Però, sia chiaro, la mia avversione non deriva solo dal fatto che questi inviti ad oltranza al sorriso mi suonano stucchevoli e opprimenti quasi quanto il politicamente corretto, nonché evidentemente per me controproducenti. C’è anche una matrice logica a muovere le mie idiosincrasie.
Distinguiamo le risate una volta per tutte:
Una cosa sono quelle che rispondono al nostro cuore illuminato, quando s’incendia ed esplode di lucciole; ma decisamente un'altra sono le corse artificiose verso l’appropriazione di una frenesia di suoni che, per la loro totale assenza di pertinenza, possono ricordare vagamenente alcuni sintomi epilettici.
Queste corse alla risata senza fine non rientrano in nessuna aura di ben accetta ilarità e sembrano piuttosto nascondere tutt’altro buio. Quello che comunicano – o rischiano di regalare – è, infatti, piuttosto lontano dalla gaiezza luminosa che professano ed è pericolosamente molto vicino ad un nervosismo ansioso e capace d’innescare – una risata (e/o, talvolta, battuta) dopo l’altra - un climax di claustrofobica apnea.

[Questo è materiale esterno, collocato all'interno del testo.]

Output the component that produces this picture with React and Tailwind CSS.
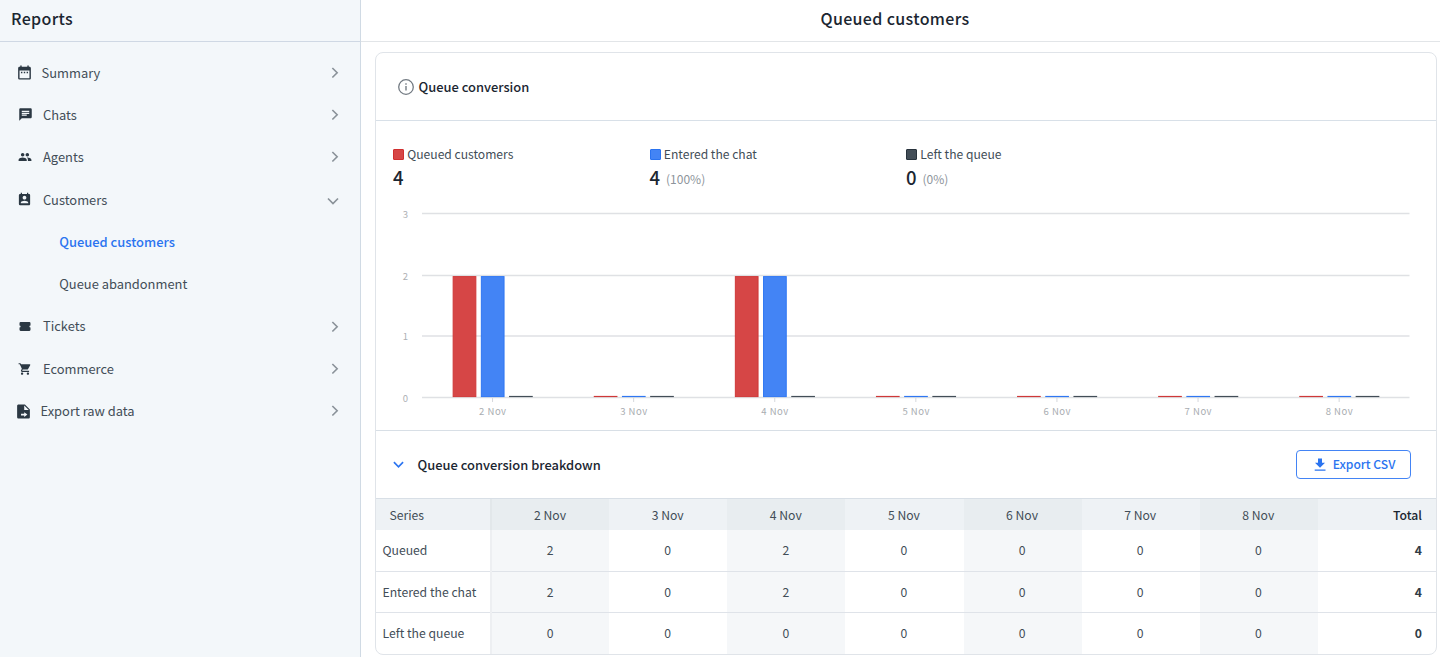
import React from "react";
import {
  MdDateRange,
  MdChat,
  MdPeople,
  MdPermContactCalendar,
  MdShoppingCart,
} from "react-icons/md";

const TicketIcon = ({ className }) => (
  <svg viewBox="0 0 24 20" fill="currentColor" className={className}>
    <path d="M4 2a2 2 0 0 0-2 2v4a2 2 0 0 1 0 4v4a2 2 0 0 0 2 2h16a2 2 0 0 0 2-2v-4a2 2 0 0 1 0-4V4a2 2 0 0 0-2-2H4z" />
  </svg>
);

const FileExportIcon = ({ className }) => (
  <svg viewBox="0 0 24 24" fill="currentColor" className={className}>
    <path d="M5 2c-1.1 0-2 .9-2 2v16c0 1.100.9 2 2 2h14c1.100 0 2-.9 2-2V9l-7-7H5zm8 1.500L19.500 10H13V3.500zM8.500 15.200h4.500V13l4.500 3.400-4.500 3.400V17.600H8.500v-2.400z" />
  </svg>
);

const DownloadIcon = ({ className }) => (
  <svg viewBox="0 0 16 16" fill="currentColor" className={className}>
    <path d="M6 1.500h4v4.300h3L8 10.800 3 5.800h3V1.500zM2.700 12.500h10.800v1.200H2.700v-1.200z" />
  </svg>
);

const Chevron = ({ className, width = 2 }) => (
  <svg
    viewBox="0 0 12 12"
    fill="none"
    stroke="currentColor"
    strokeWidth={width}
    className={className}
  >
    <path d="M1 3.500 L6 8.500 L11 3.500" />
  </svg>
);

const menu = [
  { label: "Summary", icon: MdDateRange, iconClass: "size-[17px] ml-4", textClass: "pl-[8.5px]" },
  { label: "Chats", icon: MdChat, iconClass: "size-[15px] ml-[18px]", textClass: "pl-[10px]" },
  { label: "Agents", icon: MdPeople, iconClass: "size-[14px] ml-[18px]", textClass: "pl-[11px]" },
  {
    label: "Customers",
    icon: MdPermContactCalendar,
    iconClass: "size-[15px] ml-[17px]",
    textClass: "pl-[11px]",
    children: ["Queued customers", "Queue abandonment"],
  },
  { label: "Tickets", icon: TicketIcon, iconClass: "w-[14px] h-[11px] ml-[18px]", textClass: "pl-[11px]" },
  { label: "Ecommerce", icon: MdShoppingCart, iconClass: "size-[14px] ml-[18px]", textClass: "pl-[11px]" },
  { label: "Export raw data", icon: FileExportIcon, iconClass: "size-[17px] ml-[15px]", textClass: "pl-[8.5px]" },
];

const days = ["2 Nov", "3 Nov", "4 Nov", "5 Nov", "6 Nov", "7 Nov", "8 Nov"];

const series = [
  { name: "Queued", values: [2, 0, 2, 0, 0, 0, 0], fill: "#d64646", stroke: "#cf3838" },
  { name: "Entered the chat", values: [2, 0, 2, 0, 0, 0, 0], fill: "#4384f5", stroke: "#2f77f3" },
  { name: "Left the queue", values: [0, 0, 0, 0, 0, 0, 0], fill: "#424d57", stroke: "#424d57" },
];

const legend = [
  { label: "Queued customers", value: 4, box: "bg-[#d64646] border-[#d02f2f]" },
  { label: "Entered the chat", value: 4, percent: "(100%)", box: "bg-[#4384f5] border-[#2a73f0]" },
  { label: "Left the queue", value: 0, percent: "(0%)", box: "bg-[#424d57] border-[#27323c]" },
];

function Sidebar() {
  return (
    <aside className="w-[361px] shrink-0 border-r border-[#d0dae4] bg-[#f3f7fa]">
      <h1 className="h-[42px] border-b border-[#cfd8e4] pl-[11px] text-[16px] leading-[37px] font-medium tracking-[0.35px] text-[#1b2631]">
        Reports
      </h1>
      <nav className="pt-[9.5px] text-[12.9px] text-[#424d57]">
        {menu.map(({ label, icon: Icon, iconClass, textClass, children }) => (
          <div key={label}>
            <a href="#" className="flex h-[42.3px] items-center">
              <Icon className={`shrink-0 text-[#2b3843] ${iconClass}`} />
              <span className={`flex-1 leading-5 ${textClass}`}>{label}</span>
              {children ? (
                <Chevron className="mt-[3px] mr-[21px] size-3 text-[#8a9299]" width={1.7} />
              ) : (
                <Chevron className="mr-[19.5px] size-[11.5px] -rotate-90 text-[#8a9299]" width={1.7} />
              )}
            </a>
            {children?.map((child, i) => (
              <a
                key={child}
                href="#"
                className={`flex h-[42.3px] items-center pl-[59.3px] leading-5 ${
                  i === 0 ? "font-medium text-[#2b74f0]" : ""
                }`}
              >
                {child}
              </a>
            ))}
          </div>
        ))}
      </nav>
    </aside>
  );
}

// Grouped bars, one group per day
function Chart() {
  const step = 141.1;
  const left = 46;
  const gridY = [13.5, 75.5, 136, 197.5];
  return (
    <svg width="1060" height="230" viewBox="0 0 1060 230" className="block">
      {gridY.map((y, i) => (
        <g key={y}>
          <line x1={left} x2="1033.5" y1={y} y2={y} stroke="#dfe1e4" strokeWidth="1.3" />
          <text x="32" y={y + 4} textAnchor="end" fontSize="9.5" fill="#adb0b4">
            {3 - i}
          </text>
        </g>
      ))}
      {days.map((day, d) => {
        const cx = left + step * (d + 0.5);
        return (
          <g key={day}>
            <line x1={cx} x2={cx} y1="198" y2="202" stroke="#d5d8dc" />
            {series.map((s, i) => {
              const h = s.values[d] ? 120 : 0.2;
              return (
                <rect
                  key={s.name}
                  x={cx - 39.4 + i * 28.2}
                  y={196.6 - h}
                  width="22.7"
                  height={h}
                  fill={s.fill}
                  stroke={s.stroke}
                  strokeWidth="1"
                />
              );
            })}
            <text x={cx + 0.3} y="215" textAnchor="middle" fontSize="9.5" letterSpacing="0.5" fill="#a9adb1">
              {day}
            </text>
          </g>
        );
      })}
    </svg>
  );
}

function BreakdownTable() {
  return (
    <table className="w-full table-fixed border-collapse text-[12.2px] text-[#424d57]">
      <thead>
        <tr className="h-[31px] bg-[#eef2f5]">
          <th className="w-[115px] border-r-2 border-[#e2e7ea] pt-px pl-[13.5px] text-left font-normal">Series</th>
          {days.map((day, i) => (
            <th key={day} className={`pt-px pr-px font-normal ${i % 2 === 0 ? "bg-[#e8edf0]" : ""}`}>
              {day}
            </th>
          ))}
          <th className="pt-px pr-[14px] text-right font-medium text-[#1b2631]">Total</th>
        </tr>
      </thead>
      <tbody>
        {series.map((s) => (
          <tr key={s.name} className="h-[41.3px] border-b border-[#dfe3e9] last:border-b-0">
            <td className="border-r-2 border-[#edeff2] pl-[6.5px]">{s.name}</td>
            {s.values.map((v, i) => (
              <td key={i} className={`pr-px text-center ${i % 2 === 0 ? "bg-[#f5f7f9]" : ""}`}>
                {v}
              </td>
            ))}
            <td className="pr-[14px] text-right font-bold text-[#303b46]">
              {s.values.reduce((a, b) => a + b, 0)}
            </td>
          </tr>
        ))}
      </tbody>
    </table>
  );
}

export default function App() {
  return (
    <div className="flex h-[657px] w-[1440px] overflow-hidden bg-white font-['Noto_Sans_CJK_SC',sans-serif]">
      <Sidebar />
      <main className="min-w-0 flex-1">
        <header className="h-[42px] border-b border-[#e2e5e8] pr-[11px] text-center text-[16px] leading-[37px] font-medium tracking-[0.35px] text-[#1b2631]">
          Queued customers
        </header>
        <section className="mt-[10px] ml-[14px] w-[1062px] overflow-hidden rounded-lg border border-[#e0e4e9]">
          <div className="flex h-[68px] items-center border-b border-[#d8e0e8] pl-[22px]">
            <svg viewBox="0 0 16 16" className="size-4" fill="none" stroke="#737b83">
              <circle cx="8" cy="8" r="7.300" strokeWidth="1.300" />
              <path d="M8 7v4.500M8 4.300v1.400" strokeWidth="1.400" />
            </svg>
            <h2 className="pl-[4.5px] text-[12.9px] leading-5 font-medium text-[#1b2631]">Queue conversion</h2>
          </div>

          <div className="flex h-[79px] pt-[23px] pl-[17px]">
            {legend.map((item) => (
              <div key={item.label} className="w-[256.5px]">
                <div className="flex h-5 items-center text-[12.1px] text-[#424d57]">
                  <span className={`mr-[3.300px] size-[11px] rounded-[1px] border ${item.box}`} />
                  {item.label}
                </div>
                <div className="flex h-[29px] items-center">
                  <span className="-mt-[2px] text-[18.5px] leading-none font-medium text-[#1b2631]">{item.value}</span>
                  {item.percent && (
                    <span className="pl-[6px] text-[12px] leading-none text-[#8d949b]">{item.percent}</span>
                  )}
                </div>
              </div>
            ))}
          </div>

          <Chart />

          <div className="flex h-[69px] items-center border-y border-[#d8dfe6] pr-[25px] pl-[17px]">
            <Chevron className="size-[11px] text-[#2b74f0]" width={1.8} />
            <h2 className="flex-1 pl-[13.5px] text-[12.9px] leading-5 font-medium text-[#1b2631]">
              Queue conversion breakdown
            </h2>
            <button className="flex h-[29px] w-[115px] items-center justify-center rounded border border-[#4384f5] text-[12.1px] font-medium text-[#2b74f0]">
              <DownloadIcon className="mr-[5px] size-4" />
              Export CSV
            </button>
          </div>
          <BreakdownTable />
        </section>
      </main>
    </div>
  );
}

Ed il risultato è davvero ben lontano da qualsiasi “suono di uno scontro fra stelle” che, invece, l’essenza della risata più autentica riesce a farci ascoltare.
Quindi, non sarebbe poi un gran male ricordarci - e magari ricordarcelo anche prima di farci sommergere da una convulsione di suoni nevrotici che costringono a felicità comandate - che quel magnifico “imprevisto capace di far volare via gli strati di tedio depositati dai giorni”, è sì, la grazia di un sorriso…ma pur sempre di un sorriso intelligente!